**Stated goal**.
Retype only what runs from the first line of the listing to the line holding "const navItems = ['Contato', 'Editais', 'Links", both included. Do not retype the pictures.

*** Information provided

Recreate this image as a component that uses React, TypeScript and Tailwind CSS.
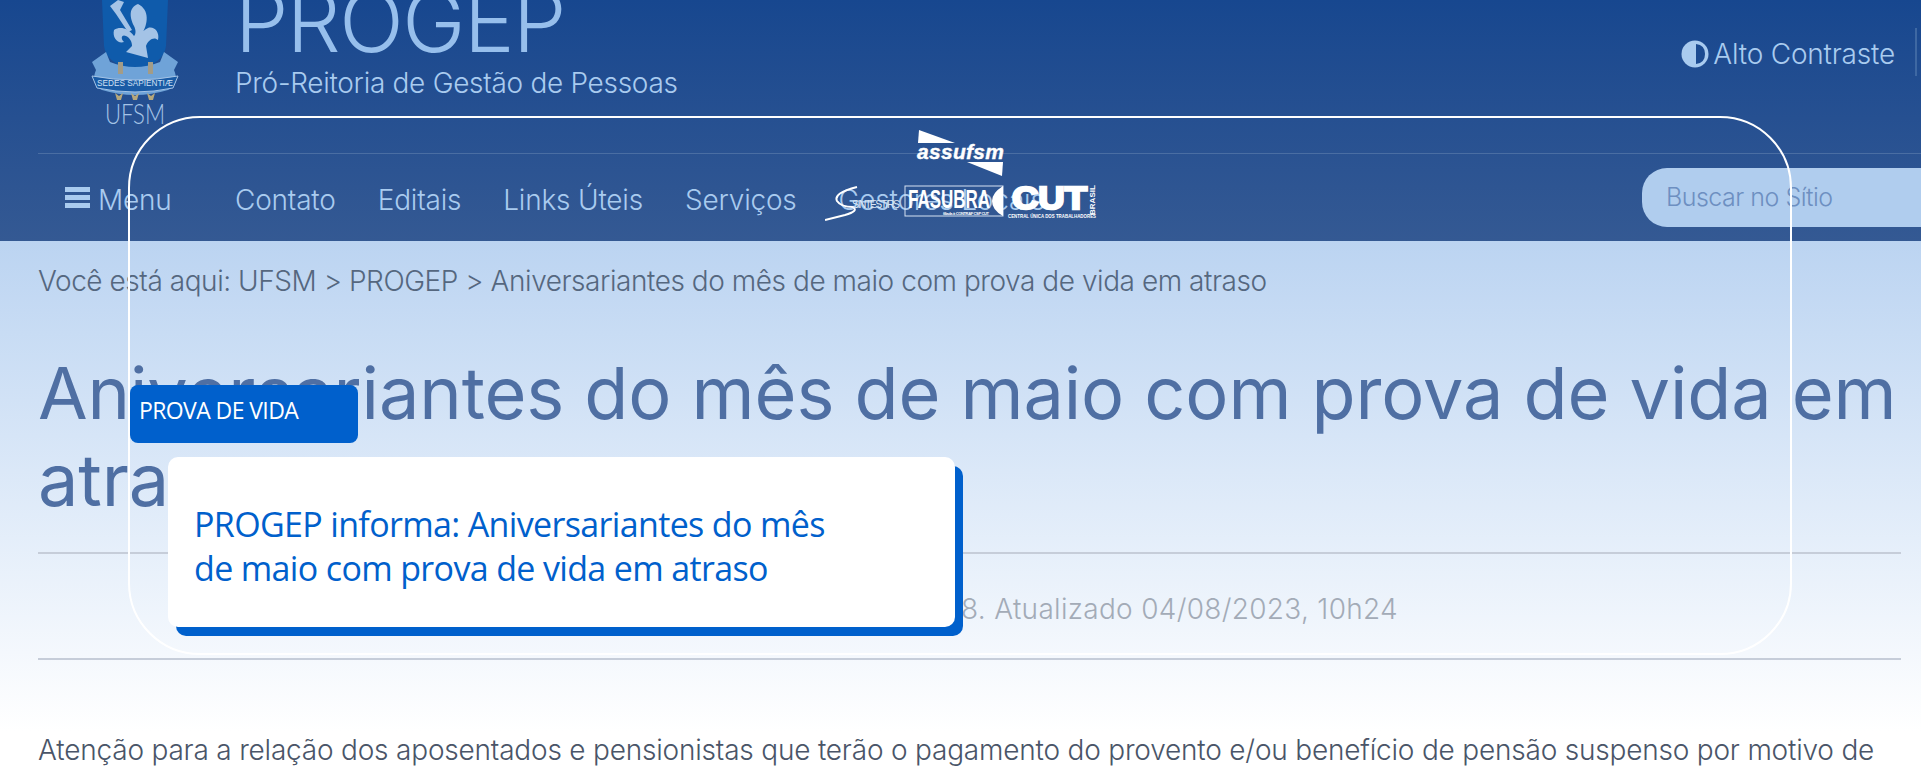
const sans = "font-['Inter','Liberation_Sans',sans-serif]"

const navItems = ['Contato', 'Editais', 'Links Úteis', 'Serviços', 'Gestores Locais']

function Crest() {
  return (
    <svg viewBox="0 0 94 124" className="w-[94px] h-[124px]" aria-hidden="true">
      <path d="M14 0 L80 0 L78 46 Q76 64 47 70 Q18 64 16 46 Z" fill="#0f5bab" />
      <path d="M50 4 C40 8 42 18 46 26 C48 30 48 34 46 36 C40 28 32 26 26 30 C24 38 30 44 36 42 C32 38 34 34 38 36 C42 38 44 42 44 46 L38 52 L60 58 L58 46 C60 40 66 36 70 40 C72 32 66 26 60 28 C56 30 54 32 54 34 C60 24 62 10 50 4 Z" fill="#a4c3e6" />
      <path d="M22 6 L30 0 L36 2 L32 10 L44 30 L40 32 L28 14 Z" fill="#a4c3e6" />
      <path d="M4 62 L18 52 L22 62 Q47 72 72 62 L76 52 L90 62 L86 70 Q92 84 80 90 Q47 100 14 90 Q2 84 8 70 Z" fill="#6fa3d8" />
      <path d="M4 76 Q47 84 90 76 L85 88 Q47 96 9 88 Z" fill="#1a5ba5" stroke="#a4c3e6" strokeWidth="1" />
      <rect x="30" y="62" width="5" height="12" fill="#a39c87" />
      <rect x="60" y="62" width="5" height="12" fill="#a39c87" />
      <path d="M27 93 l4 3 l4 -3 l-2 7 h-4 Z M43 93 l4 3 l4 -3 l-2 7 h-4 Z M59 93 l4 3 l4 -3 l-2 7 h-4 Z" fill="#b5a77c" />
      <text x="47" y="86" textAnchor="middle" fontSize="9" fill="#cfe0f4" fontFamily="Liberation Sans" textLength="76" lengthAdjust="spacingAndGlyphs">SEDES SAPIENTIÆ</text>
      <text x="47" y="124" textAnchor="middle" fontSize="28" fill="#a4c3e6" fontFamily="Lato" fontWeight="300" textLength="60" lengthAdjust="spacingAndGlyphs">UFSM</text>
    </svg>
  )
}

function Contrast() {
  return (
    <svg viewBox="0 0 28 28" className="w-[28px] h-[28px]" aria-hidden="true">
      <circle cx="14" cy="14" r="13.5" fill="#a9cbef" />
      <path d="M15 4 Q24 5 24 14 Q24 23 15 24 Z" fill="#1c4b91" />
    </svg>
  )
}

function PartnerLogos() {
  return (
    <div className="absolute left-[825px] top-[127px] w-[275px] h-[96px]">
      <svg viewBox="0 0 275 96" className="w-[275px] h-[96px]" aria-hidden="true">
        <path d="M94 3 L93 16 L130 16 Z" fill="#fff" />
        <path d="M142 35 L178 35 L177 49 Z" fill="#fff" />
        <text x="92" y="32" fontFamily="Liberation Sans" fontWeight="700" fontStyle="italic" fontSize="21" fill="#fff" stroke="#fff" strokeWidth="0.4" textLength="87">assufsm</text>
        <path d="M32 60 Q8 66 12 74 Q16 80 28 80 Q34 84 20 88 L0 93" fill="none" stroke="#fff" strokeWidth="2" />
        <text x="27" y="81" fontFamily="Liberation Sans" fontSize="10.5" fill="#dbe7f5" textLength="48">SINTEST/RS</text>
        <rect x="80" y="59" width="98" height="30" fill="none" stroke="#d5e2f2" strokeWidth="1" />
        <text x="83" y="81" fontFamily="Liberation Sans" fontWeight="700" fontSize="26" fill="#fff" textLength="82" lengthAdjust="spacingAndGlyphs">FASUBRA</text>
        <text x="118" y="88" fontFamily="Liberation Sans" fontWeight="700" fontSize="4" fill="#fff" textLength="46">filiada à CONTRAF CSP CUT</text>
        <path d="M178 59 Q167 66 167 74 Q167 83 178 89 Z" fill="#fff" />
        <text x="187" y="82" fontFamily="Liberation Sans" fontWeight="700" fontSize="32" fill="#fff" stroke="#fff" strokeWidth="2.4" textLength="75" lengthAdjust="spacingAndGlyphs">CUT</text>
        <text x="183" y="91" fontFamily="Liberation Sans" fontWeight="700" fontSize="5" fill="#fff" textLength="88" lengthAdjust="spacingAndGlyphs">CENTRAL ÚNICA DOS TRABALHADORES</text>
        <text transform="translate(270,88) rotate(-90)" fontFamily="Liberation Sans" fontWeight="700" fontSize="8" fill="#fff" textLength="30">BRASIL</text>
      </svg>
    </div>
  )
}

export default function App() {
  return (
    <div className={`relative w-full h-[770px] overflow-hidden bg-gradient-to-b from-[#bad3f1] from-[30%] to-white to-[95%] ${sans}`}>
      <header className="h-[241px] bg-gradient-to-b from-[#17478f] to-[#345993] text-[#a9cbef] font-light">
        <div className="relative flex h-[154px] ml-[38px] border-b border-[#4a6ea3]">
          <div className="ml-[50px]">
            <Crest />
          </div>
          <div className="ml-[53px] -mt-[24px]">
            <h2 className="text-[85px] leading-[92px] tracking-[-1.5px] text-[#97bfec]">PROGEP</h2>
            <p className="text-[28px] leading-[32px] -mt-[1px] tracking-[-0.3px]">Pró-Reitoria de Gestão de Pessoas</p>
          </div>
          <div className="ml-auto mt-[40px] mr-[26px] flex items-center gap-[4px] h-[28px] text-[28px] tracking-[-0.2px]">
            <Contrast />
            <span>Alto Contraste</span>
          </div>
          <div className="absolute right-[4px] top-[28px] h-[48px] w-[2px] bg-[#3e68a3]" />
        </div>
        <nav className="flex items-center h-[87px] text-[28px] tracking-[-0.2px]">
          <div className="flex items-center gap-[8px] ml-[65px] w-[170px]">
            <span className="flex flex-col gap-[3px] w-[25px]">
              <i className="block h-[5px] bg-[#a9cbef]" />
              <i className="block h-[5px] bg-[#a9cbef]" />
              <i className="block h-[5px] bg-[#a9cbef]" />
            </span>
            <span className="pt-[5px]">Menu</span>
          </div>
          <ul className="flex gap-[42px] pt-[5px]">
            {navItems.map((item) => (
              <li key={item}>{item}</li>
            ))}
          </ul>
          <div className="ml-auto flex items-center w-[279px] h-[59px] pl-[24px] rounded-l-[25px] bg-[#b0cdee] text-[#6d8fc1] text-[25px] tracking-[-0.5px]">
            Buscar no Sítio
          </div>
        </nav>
      </header>

      <main className="px-[38px]">
        <p className="mt-[22px] text-[28px] leading-[36px] font-light text-[#55677f] tracking-[-0.45px]">
          Você está aqui: UFSM &gt; PROGEP &gt; Aniversariantes do mês de maio com prova de vida em atraso
        </p>
        <h1 className="mt-[50px] -mr-[30px] text-[72px] leading-[87px] tracking-[-0.1px] text-[#4f6fa3]">
          Aniversariantes do mês de maio com prova de vida em atraso
        </h1>
        <div className="mt-[29px] w-[1863px] border-t-2 border-[#c6cdd9]" />
        <p className="mt-[38px] w-[1360px] text-right text-[28px] leading-[34px] font-light text-[#a3abb7] tracking-[0.3px]">
          Publicado 04/08/2023, 10h18. Atualizado 04/08/2023, 10h24
        </p>
        <div className="mt-[32px] w-[1863px] border-t-2 border-[#c6cdd9]" />
        <p className="mt-[72px] text-[28px] leading-[36px] font-light text-[#4a5568] whitespace-nowrap tracking-[-0.2px]">
          Atenção para a relação dos aposentados e pensionistas que terão o pagamento do provento e/ou benefício de pensão suspenso por motivo de
        </p>
      </main>

      <PartnerLogos />

      <div className="absolute left-[128px] top-[116px] w-[1664px] h-[539px] rounded-[72px] border-2 border-white" />

      <div className="absolute left-[130px] top-[385px] w-[228px] h-[58px] pl-[9px] pt-[8px] rounded-[8px] bg-[#0060cc] text-white text-[23px] leading-[34px] tracking-[-0.6px] font-['Open_Sans',sans-serif]">
        PROVA DE VIDA
      </div>

      <div className="absolute left-[168px] top-[457px] w-[787px] h-[170px] pl-[26px] pt-[45px] rounded-[10px] bg-white shadow-[8px_9px_0_0_#0060cc] text-[#0060cc] text-[34px] leading-[44px] tracking-[-0.65px] font-['Open_Sans',sans-serif]">
        PROGEP informa: Aniversariantes do mês
        <br />
        de maio com prova de vida em atraso
      </div>
    </div>
  )
}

******

**Completed exercise**.
Recreate this image as a component that uses React, TypeScript and Tailwind CSS.
const sans = "font-['Inter','Liberation_Sans',sans-serif]"

const navItems = ['Contato', 'Editais', 'Links Úteis', 'Serviços', 'Gestores Locais']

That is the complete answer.